ConnectPay’s API-first platform provides real-time transaction visibility, automated compliance, and multi-currency payment infrastructure – giving platforms the data and tools needed to monitor and optimise payment KPIs at scale. Get in touch to find out more.

FAQs: Payment processing KPIs

What are the most important payment processing KPIs?

The most critical payment KPIs are payment success rate, authorisation rate, chargeback rate, fraud rate, and payment conversion rate. Together they measure whether your payment system is reliable, secure, and commercially effective. Transaction volume, processing costs, LTV impact, and provider uptime complete the full picture of payment system performance.

What is a good payment success rate?

Above 95% is generally considered healthy for card transactions. Rates below 90% typically indicate a problem – whether in payment routing, fraud rule configuration, or gateway reliability – that requires investigation.

What causes a high chargeback rate?

Common causes include fraud, unclear merchant descriptor names that customers do not recognise, poor customer service leading to disputes rather than refunds, and subscription billing without clear cancellation processes. Keeping the chargeback rate below 0.5% is the standard target; above 1% triggers card network review.

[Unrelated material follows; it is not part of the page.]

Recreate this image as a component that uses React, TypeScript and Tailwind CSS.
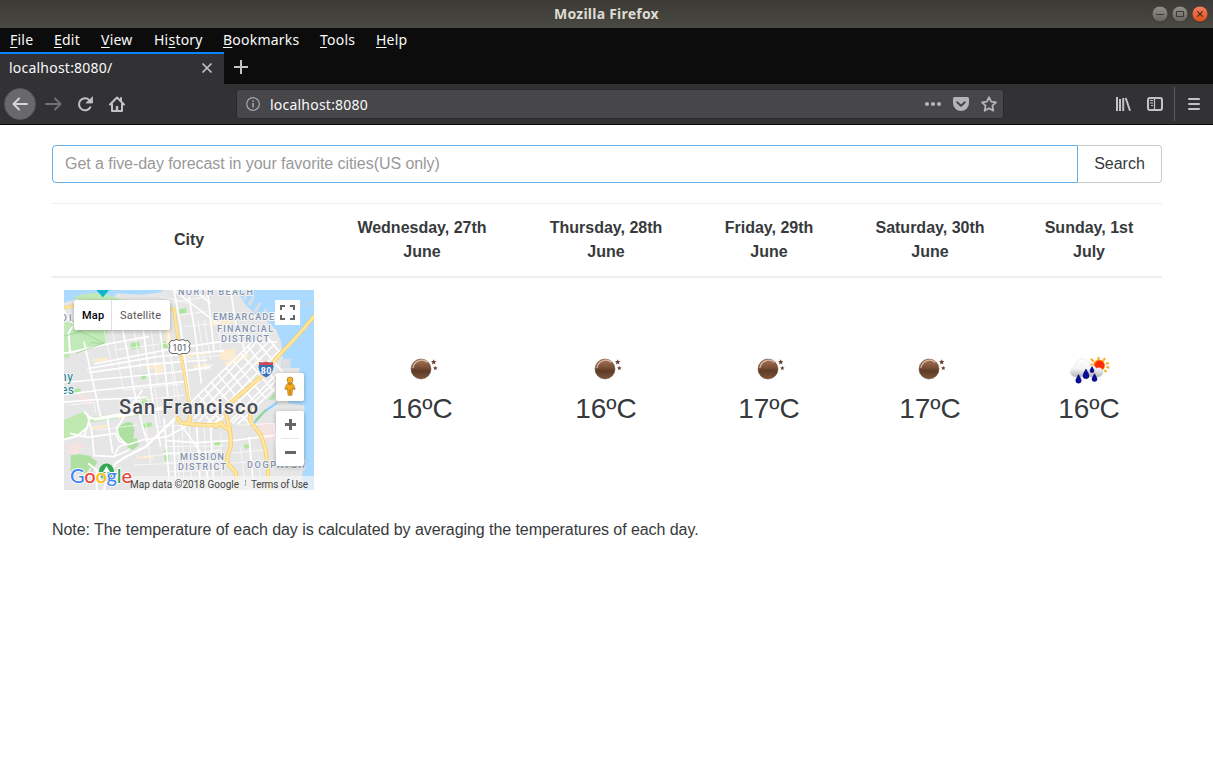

What is the 4-party payment model?

The 4-party model describes the four participants in a card transaction: the cardholder, the issuing bank, the acquiring bank, and the card network. It explains how interchange fees are set, how authorisation decisions are made, and where in the payment chain different KPIs are generated or affected.

How do payment KPIs affect customer lifetime value?

Payment friction directly reduces retention. Customers who experience failed payments, poor checkout experiences, or slow payouts are less likely to return. Conversely, platforms that embed financial tools – instant payouts, branded cards, digital wallets – create platform stickiness that raises LTV by deepening user reliance on the platform over time.